/---

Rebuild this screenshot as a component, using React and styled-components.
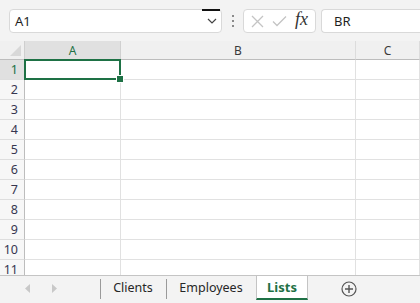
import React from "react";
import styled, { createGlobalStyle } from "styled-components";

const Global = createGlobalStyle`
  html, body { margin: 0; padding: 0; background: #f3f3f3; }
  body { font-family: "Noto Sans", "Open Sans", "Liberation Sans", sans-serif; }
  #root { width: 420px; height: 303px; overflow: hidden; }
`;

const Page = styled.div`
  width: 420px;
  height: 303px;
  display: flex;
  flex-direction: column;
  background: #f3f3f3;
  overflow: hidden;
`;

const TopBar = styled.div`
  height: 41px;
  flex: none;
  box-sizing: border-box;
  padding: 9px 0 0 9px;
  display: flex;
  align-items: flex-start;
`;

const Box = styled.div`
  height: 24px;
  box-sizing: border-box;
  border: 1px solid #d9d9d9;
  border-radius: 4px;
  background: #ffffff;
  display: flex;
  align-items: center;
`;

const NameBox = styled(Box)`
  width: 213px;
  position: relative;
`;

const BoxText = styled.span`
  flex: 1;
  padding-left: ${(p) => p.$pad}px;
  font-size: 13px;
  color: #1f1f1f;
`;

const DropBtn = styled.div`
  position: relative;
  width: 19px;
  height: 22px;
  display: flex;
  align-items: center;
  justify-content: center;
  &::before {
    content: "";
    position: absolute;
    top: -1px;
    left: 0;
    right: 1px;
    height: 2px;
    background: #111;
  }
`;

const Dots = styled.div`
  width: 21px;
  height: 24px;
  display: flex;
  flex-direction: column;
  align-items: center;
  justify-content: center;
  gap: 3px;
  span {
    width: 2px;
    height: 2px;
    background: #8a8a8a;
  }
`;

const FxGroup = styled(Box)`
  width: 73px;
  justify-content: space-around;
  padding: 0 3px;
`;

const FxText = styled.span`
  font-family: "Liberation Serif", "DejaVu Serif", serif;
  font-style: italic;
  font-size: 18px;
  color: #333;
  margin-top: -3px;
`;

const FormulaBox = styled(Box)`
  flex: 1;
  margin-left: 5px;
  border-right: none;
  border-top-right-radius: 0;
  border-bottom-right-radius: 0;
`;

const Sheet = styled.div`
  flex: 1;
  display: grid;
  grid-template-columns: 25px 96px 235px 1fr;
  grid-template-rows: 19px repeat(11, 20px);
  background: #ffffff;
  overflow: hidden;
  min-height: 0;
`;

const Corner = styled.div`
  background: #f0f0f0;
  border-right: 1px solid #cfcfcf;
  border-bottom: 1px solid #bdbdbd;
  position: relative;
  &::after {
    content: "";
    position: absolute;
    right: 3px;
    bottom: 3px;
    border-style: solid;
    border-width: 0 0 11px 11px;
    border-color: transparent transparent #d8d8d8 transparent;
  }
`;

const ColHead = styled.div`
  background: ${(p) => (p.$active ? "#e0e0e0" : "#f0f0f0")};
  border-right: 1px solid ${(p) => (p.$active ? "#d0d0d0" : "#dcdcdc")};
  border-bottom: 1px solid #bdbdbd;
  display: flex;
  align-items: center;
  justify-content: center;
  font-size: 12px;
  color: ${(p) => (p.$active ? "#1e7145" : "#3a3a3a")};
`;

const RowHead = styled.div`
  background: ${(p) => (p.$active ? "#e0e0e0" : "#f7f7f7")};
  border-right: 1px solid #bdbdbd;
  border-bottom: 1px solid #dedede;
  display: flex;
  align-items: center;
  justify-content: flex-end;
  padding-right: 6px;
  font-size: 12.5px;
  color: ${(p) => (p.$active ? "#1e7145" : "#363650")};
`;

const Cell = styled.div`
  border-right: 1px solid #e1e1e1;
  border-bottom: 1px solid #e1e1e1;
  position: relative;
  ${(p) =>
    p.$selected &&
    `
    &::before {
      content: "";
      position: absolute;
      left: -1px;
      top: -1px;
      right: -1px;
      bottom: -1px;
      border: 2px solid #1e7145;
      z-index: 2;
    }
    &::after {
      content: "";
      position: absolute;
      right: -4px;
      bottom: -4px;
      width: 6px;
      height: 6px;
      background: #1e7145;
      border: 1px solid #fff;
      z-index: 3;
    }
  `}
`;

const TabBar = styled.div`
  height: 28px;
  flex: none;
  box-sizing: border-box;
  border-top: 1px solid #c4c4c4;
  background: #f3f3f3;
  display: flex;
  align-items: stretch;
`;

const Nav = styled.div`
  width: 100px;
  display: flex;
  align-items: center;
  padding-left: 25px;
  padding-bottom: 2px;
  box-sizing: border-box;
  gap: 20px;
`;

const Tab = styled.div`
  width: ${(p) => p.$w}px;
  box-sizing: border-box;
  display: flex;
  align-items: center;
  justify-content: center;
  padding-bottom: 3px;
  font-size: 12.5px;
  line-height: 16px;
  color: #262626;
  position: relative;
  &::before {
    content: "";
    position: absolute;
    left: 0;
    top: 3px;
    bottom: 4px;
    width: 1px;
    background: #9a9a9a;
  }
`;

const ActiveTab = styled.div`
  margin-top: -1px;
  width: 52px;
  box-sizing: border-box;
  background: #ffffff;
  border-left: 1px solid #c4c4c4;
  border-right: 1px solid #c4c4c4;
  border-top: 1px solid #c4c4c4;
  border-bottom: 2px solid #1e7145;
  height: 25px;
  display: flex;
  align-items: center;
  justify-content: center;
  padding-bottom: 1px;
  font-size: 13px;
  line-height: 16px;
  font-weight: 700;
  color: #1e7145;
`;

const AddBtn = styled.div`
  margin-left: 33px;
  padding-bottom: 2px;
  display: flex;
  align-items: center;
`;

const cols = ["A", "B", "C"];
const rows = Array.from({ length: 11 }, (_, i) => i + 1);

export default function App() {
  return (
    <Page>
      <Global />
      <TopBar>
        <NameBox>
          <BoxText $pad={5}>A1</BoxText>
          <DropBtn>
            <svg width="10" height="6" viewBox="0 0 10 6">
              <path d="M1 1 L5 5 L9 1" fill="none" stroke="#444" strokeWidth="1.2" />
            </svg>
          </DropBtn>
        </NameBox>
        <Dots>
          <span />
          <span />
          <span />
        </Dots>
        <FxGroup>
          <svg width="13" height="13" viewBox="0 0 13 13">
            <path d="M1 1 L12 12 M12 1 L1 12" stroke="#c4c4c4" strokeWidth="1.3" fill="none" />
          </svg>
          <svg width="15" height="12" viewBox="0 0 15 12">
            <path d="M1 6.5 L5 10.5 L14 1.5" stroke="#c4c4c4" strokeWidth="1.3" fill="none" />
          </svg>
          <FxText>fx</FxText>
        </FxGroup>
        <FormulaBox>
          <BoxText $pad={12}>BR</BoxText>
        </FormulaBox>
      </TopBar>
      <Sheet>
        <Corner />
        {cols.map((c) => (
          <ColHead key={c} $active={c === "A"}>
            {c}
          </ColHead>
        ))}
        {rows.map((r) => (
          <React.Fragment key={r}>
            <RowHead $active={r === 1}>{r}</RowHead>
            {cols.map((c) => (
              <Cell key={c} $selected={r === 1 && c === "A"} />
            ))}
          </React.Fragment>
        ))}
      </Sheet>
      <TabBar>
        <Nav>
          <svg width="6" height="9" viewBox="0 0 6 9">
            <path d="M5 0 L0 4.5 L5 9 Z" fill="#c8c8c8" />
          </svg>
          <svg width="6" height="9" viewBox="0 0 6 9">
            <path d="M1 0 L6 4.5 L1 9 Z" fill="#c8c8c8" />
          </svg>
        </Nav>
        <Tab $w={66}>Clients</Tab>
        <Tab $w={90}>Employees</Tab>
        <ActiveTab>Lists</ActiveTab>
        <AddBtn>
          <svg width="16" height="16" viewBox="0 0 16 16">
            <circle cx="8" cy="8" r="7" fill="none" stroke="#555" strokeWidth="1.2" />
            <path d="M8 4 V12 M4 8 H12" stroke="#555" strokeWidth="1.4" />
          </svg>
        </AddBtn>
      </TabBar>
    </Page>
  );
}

\---

- _WRITTEN PROBLEM_
For each line in the data above that contains the string "components", extract the line.

- _TASK OUTPUT_
Rebuild this screenshot as a component, using React and styled-components.
import styled, { createGlobalStyle } from "styled-components";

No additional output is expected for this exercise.